◆ **RAW DATA**
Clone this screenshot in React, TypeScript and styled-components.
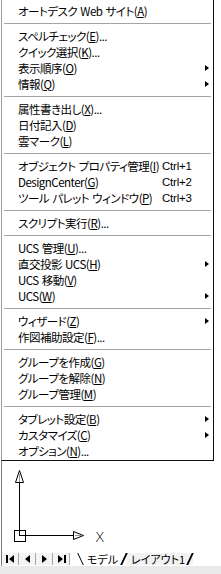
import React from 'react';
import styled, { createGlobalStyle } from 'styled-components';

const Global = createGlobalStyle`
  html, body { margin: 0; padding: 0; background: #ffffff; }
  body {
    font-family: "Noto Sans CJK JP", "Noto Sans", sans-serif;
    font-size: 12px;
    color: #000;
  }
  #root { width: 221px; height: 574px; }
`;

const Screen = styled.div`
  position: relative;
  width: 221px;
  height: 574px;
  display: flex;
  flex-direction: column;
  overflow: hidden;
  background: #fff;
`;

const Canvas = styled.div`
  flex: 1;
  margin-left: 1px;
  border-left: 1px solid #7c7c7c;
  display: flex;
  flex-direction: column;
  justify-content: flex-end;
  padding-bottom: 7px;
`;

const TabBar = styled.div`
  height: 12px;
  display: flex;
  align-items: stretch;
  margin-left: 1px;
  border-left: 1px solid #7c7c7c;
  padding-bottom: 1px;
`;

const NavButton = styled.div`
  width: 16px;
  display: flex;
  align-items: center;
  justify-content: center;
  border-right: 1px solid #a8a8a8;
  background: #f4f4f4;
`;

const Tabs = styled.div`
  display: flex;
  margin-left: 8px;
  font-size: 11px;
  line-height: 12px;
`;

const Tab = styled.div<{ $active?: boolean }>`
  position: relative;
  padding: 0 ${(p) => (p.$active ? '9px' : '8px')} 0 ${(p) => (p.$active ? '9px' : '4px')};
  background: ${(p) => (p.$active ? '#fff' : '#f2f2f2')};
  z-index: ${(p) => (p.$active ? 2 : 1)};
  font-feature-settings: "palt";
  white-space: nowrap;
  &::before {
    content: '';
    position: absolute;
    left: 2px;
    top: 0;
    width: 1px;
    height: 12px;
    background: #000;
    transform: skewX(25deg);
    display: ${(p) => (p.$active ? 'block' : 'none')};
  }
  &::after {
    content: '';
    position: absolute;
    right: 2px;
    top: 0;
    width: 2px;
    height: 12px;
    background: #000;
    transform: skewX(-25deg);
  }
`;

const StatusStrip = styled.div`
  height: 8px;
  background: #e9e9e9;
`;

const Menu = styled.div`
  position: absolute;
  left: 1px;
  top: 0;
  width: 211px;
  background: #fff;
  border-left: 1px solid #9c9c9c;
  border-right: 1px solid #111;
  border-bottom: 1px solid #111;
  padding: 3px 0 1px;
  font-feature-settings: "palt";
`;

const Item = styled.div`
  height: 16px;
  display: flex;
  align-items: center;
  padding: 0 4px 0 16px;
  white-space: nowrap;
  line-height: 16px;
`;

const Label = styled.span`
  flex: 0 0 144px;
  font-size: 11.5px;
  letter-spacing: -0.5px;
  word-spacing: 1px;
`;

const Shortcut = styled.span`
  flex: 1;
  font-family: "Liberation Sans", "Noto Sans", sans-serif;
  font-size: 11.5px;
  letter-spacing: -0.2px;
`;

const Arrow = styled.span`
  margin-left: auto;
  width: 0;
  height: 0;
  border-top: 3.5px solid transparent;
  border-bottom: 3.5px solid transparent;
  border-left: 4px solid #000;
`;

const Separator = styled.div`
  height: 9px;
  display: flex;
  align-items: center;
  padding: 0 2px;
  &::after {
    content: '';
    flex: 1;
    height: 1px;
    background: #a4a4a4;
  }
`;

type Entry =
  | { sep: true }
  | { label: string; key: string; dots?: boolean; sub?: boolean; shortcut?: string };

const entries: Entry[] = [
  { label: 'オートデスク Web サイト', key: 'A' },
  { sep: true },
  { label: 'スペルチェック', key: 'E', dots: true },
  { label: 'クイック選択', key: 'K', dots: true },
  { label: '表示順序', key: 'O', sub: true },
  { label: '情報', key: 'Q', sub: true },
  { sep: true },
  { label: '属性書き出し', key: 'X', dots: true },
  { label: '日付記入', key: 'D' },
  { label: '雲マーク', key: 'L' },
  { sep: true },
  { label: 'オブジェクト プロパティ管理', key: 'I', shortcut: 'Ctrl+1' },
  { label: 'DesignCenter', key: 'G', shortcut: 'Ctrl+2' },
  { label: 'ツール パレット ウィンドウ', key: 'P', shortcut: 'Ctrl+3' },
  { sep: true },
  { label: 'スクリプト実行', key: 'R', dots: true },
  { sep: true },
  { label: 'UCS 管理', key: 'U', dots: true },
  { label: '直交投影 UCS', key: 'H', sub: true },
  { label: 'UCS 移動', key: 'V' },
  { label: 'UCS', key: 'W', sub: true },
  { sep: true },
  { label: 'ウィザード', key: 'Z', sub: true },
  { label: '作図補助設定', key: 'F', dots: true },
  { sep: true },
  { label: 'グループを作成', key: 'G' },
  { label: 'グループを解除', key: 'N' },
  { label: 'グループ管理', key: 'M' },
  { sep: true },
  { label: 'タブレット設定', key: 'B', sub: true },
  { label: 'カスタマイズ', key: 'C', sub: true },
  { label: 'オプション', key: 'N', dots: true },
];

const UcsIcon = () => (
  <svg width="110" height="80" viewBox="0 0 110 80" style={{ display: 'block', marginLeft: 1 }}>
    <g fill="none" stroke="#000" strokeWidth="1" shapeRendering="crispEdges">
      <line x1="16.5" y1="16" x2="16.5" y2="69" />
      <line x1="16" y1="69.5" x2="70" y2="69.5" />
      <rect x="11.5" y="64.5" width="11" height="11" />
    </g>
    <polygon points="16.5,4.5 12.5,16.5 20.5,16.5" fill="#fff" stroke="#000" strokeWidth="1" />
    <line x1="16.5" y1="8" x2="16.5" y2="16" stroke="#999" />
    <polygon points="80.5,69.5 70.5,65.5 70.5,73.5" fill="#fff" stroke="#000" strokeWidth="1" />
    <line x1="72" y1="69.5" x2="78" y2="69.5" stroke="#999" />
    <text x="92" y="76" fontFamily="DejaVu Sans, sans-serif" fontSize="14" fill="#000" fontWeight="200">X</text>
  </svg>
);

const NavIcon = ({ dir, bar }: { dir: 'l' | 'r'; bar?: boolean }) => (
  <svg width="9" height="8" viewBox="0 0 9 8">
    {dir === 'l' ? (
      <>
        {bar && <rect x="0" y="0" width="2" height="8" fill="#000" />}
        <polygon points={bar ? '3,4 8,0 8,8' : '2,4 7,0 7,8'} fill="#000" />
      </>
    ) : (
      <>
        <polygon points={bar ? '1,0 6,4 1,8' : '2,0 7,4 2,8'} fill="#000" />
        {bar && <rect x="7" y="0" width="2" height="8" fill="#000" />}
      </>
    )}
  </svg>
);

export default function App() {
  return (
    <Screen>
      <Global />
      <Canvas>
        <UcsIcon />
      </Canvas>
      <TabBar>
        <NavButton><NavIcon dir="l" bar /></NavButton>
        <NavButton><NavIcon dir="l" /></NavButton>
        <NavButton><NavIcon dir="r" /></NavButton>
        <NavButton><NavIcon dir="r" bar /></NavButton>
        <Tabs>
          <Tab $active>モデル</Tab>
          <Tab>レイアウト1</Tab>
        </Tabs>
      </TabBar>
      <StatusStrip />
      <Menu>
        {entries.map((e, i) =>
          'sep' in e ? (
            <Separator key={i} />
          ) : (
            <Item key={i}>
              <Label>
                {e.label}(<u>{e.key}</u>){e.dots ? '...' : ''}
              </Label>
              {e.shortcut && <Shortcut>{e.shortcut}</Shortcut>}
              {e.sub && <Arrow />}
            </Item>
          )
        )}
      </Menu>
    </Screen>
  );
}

◆ **EXERCISE BRIEF**
Restate the full listing verbatim and drop every picture.

◆ **WORKED ANSWER**
Clone this screenshot in React, TypeScript and styled-components.
import React from 'react';
import styled, { createGlobalStyle } from 'styled-components';

const Global = createGlobalStyle`
  html, body { margin: 0; padding: 0; background: #ffffff; }
  body {
    font-family: "Noto Sans CJK JP", "Noto Sans", sans-serif;
    font-size: 12px;
    color: #000;
  }
  #root { width: 221px; height: 574px; }
`;

const Screen = styled.div`
  position: relative;
  width: 221px;
  height: 574px;
  display: flex;
  flex-direction: column;
  overflow: hidden;
  background: #fff;
`;

const Canvas = styled.div`
  flex: 1;
  margin-left: 1px;
  border-left: 1px solid #7c7c7c;
  display: flex;
  flex-direction: column;
  justify-content: flex-end;
  padding-bottom: 7px;
`;

const TabBar = styled.div`
  height: 12px;
  display: flex;
  align-items: stretch;
  margin-left: 1px;
  border-left: 1px solid #7c7c7c;
  padding-bottom: 1px;
`;

const NavButton = styled.div`
  width: 16px;
  display: flex;
  align-items: center;
  justify-content: center;
  border-right: 1px solid #a8a8a8;
  background: #f4f4f4;
`;

const Tabs = styled.div`
  display: flex;
  margin-left: 8px;
  font-size: 11px;
  line-height: 12px;
`;

const Tab = styled.div<{ $active?: boolean }>`
  position: relative;
  padding: 0 ${(p) => (p.$active ? '9px' : '8px')} 0 ${(p) => (p.$active ? '9px' : '4px')};
  background: ${(p) => (p.$active ? '#fff' : '#f2f2f2')};
  z-index: ${(p) => (p.$active ? 2 : 1)};
  font-feature-settings: "palt";
  white-space: nowrap;
  &::before {
    content: '';
    position: absolute;
    left: 2px;
    top: 0;
    width: 1px;
    height: 12px;
    background: #000;
    transform: skewX(25deg);
    display: ${(p) => (p.$active ? 'block' : 'none')};
  }
  &::after {
    content: '';
    position: absolute;
    right: 2px;
    top: 0;
    width: 2px;
    height: 12px;
    background: #000;
    transform: skewX(-25deg);
  }
`;

const StatusStrip = styled.div`
  height: 8px;
  background: #e9e9e9;
`;

const Menu = styled.div`
  position: absolute;
  left: 1px;
  top: 0;
  width: 211px;
  background: #fff;
  border-left: 1px solid #9c9c9c;
  border-right: 1px solid #111;
  border-bottom: 1px solid #111;
  padding: 3px 0 1px;
  font-feature-settings: "palt";
`;

const Item = styled.div`
  height: 16px;
  display: flex;
  align-items: center;
  padding: 0 4px 0 16px;
  white-space: nowrap;
  line-height: 16px;
`;

const Label = styled.span`
  flex: 0 0 144px;
  font-size: 11.5px;
  letter-spacing: -0.5px;
  word-spacing: 1px;
`;

const Shortcut = styled.span`
  flex: 1;
  font-family: "Liberation Sans", "Noto Sans", sans-serif;
  font-size: 11.5px;
  letter-spacing: -0.2px;
`;

const Arrow = styled.span`
  margin-left: auto;
  width: 0;
  height: 0;
  border-top: 3.5px solid transparent;
  border-bottom: 3.5px solid transparent;
  border-left: 4px solid #000;
`;

const Separator = styled.div`
  height: 9px;
  display: flex;
  align-items: center;
  padding: 0 2px;
  &::after {
    content: '';
    flex: 1;
    height: 1px;
    background: #a4a4a4;
  }
`;

type Entry =
  | { sep: true }
  | { label: string; key: string; dots?: boolean; sub?: boolean; shortcut?: string };

const entries: Entry[] = [
  { label: 'オートデスク Web サイト', key: 'A' },
  { sep: true },
  { label: 'スペルチェック', key: 'E', dots: true },
  { label: 'クイック選択', key: 'K', dots: true },
  { label: '表示順序', key: 'O', sub: true },
  { label: '情報', key: 'Q', sub: true },
  { sep: true },
  { label: '属性書き出し', key: 'X', dots: true },
  { label: '日付記入', key: 'D' },
  { label: '雲マーク', key: 'L' },
  { sep: true },
  { label: 'オブジェクト プロパティ管理', key: 'I', shortcut: 'Ctrl+1' },
  { label: 'DesignCenter', key: 'G', shortcut: 'Ctrl+2' },
  { label: 'ツール パレット ウィンドウ', key: 'P', shortcut: 'Ctrl+3' },
  { sep: true },
  { label: 'スクリプト実行', key: 'R', dots: true },
  { sep: true },
  { label: 'UCS 管理', key: 'U', dots: true },
  { label: '直交投影 UCS', key: 'H', sub: true },
  { label: 'UCS 移動', key: 'V' },
  { label: 'UCS', key: 'W', sub: true },
  { sep: true },
  { label: 'ウィザード', key: 'Z', sub: true },
  { label: '作図補助設定', key: 'F', dots: true },
  { sep: true },
  { label: 'グループを作成', key: 'G' },
  { label: 'グループを解除', key: 'N' },
  { label: 'グループ管理', key: 'M' },
  { sep: true },
  { label: 'タブレット設定', key: 'B', sub: true },
  { label: 'カスタマイズ', key: 'C', sub: true },
  { label: 'オプション', key: 'N', dots: true },
];

const UcsIcon = () => (
  <svg width="110" height="80" viewBox="0 0 110 80" style={{ display: 'block', marginLeft: 1 }}>
    <g fill="none" stroke="#000" strokeWidth="1" shapeRendering="crispEdges">
      <line x1="16.5" y1="16" x2="16.5" y2="69" />
      <line x1="16" y1="69.5" x2="70" y2="69.5" />
      <rect x="11.5" y="64.5" width="11" height="11" />
    </g>
    <polygon points="16.5,4.5 12.5,16.5 20.5,16.5" fill="#fff" stroke="#000" strokeWidth="1" />
    <line x1="16.5" y1="8" x2="16.5" y2="16" stroke="#999" />
    <polygon points="80.5,69.5 70.5,65.5 70.5,73.5" fill="#fff" stroke="#000" strokeWidth="1" />
    <line x1="72" y1="69.5" x2="78" y2="69.5" stroke="#999" />
    <text x="92" y="76" fontFamily="DejaVu Sans, sans-serif" fontSize="14" fill="#000" fontWeight="200">X</text>
  </svg>
);

const NavIcon = ({ dir, bar }: { dir: 'l' | 'r'; bar?: boolean }) => (
  <svg width="9" height="8" viewBox="0 0 9 8">
    {dir === 'l' ? (
      <>
        {bar && <rect x="0" y="0" width="2" height="8" fill="#000" />}
        <polygon points={bar ? '3,4 8,0 8,8' : '2,4 7,0 7,8'} fill="#000" />
      </>
    ) : (
      <>
        <polygon points={bar ? '1,0 6,4 1,8' : '2,0 7,4 2,8'} fill="#000" />
        {bar && <rect x="7" y="0" width="2" height="8" fill="#000" />}
      </>
    )}
  </svg>
);

export default function App() {
  return (
    <Screen>
      <Global />
      <Canvas>
        <UcsIcon />
      </Canvas>
      <TabBar>
        <NavButton><NavIcon dir="l" bar /></NavButton>
        <NavButton><NavIcon dir="l" /></NavButton>
        <NavButton><NavIcon dir="r" /></NavButton>
        <NavButton><NavIcon dir="r" bar /></NavButton>
        <Tabs>
          <Tab $active>モデル</Tab>
          <Tab>レイアウト1</Tab>
        </Tabs>
      </TabBar>
      <StatusStrip />
      <Menu>
        {entries.map((e, i) =>
          'sep' in e ? (
            <Separator key={i} />
          ) : (
            <Item key={i}>
              <Label>
                {e.label}(<u>{e.key}</u>){e.dots ? '...' : ''}
              </Label>
              {e.shortcut && <Shortcut>{e.shortcut}</Shortcut>}
              {e.sub && <Arrow />}
            </Item>
          )
        )}
      </Menu>
    </Screen>
  );
}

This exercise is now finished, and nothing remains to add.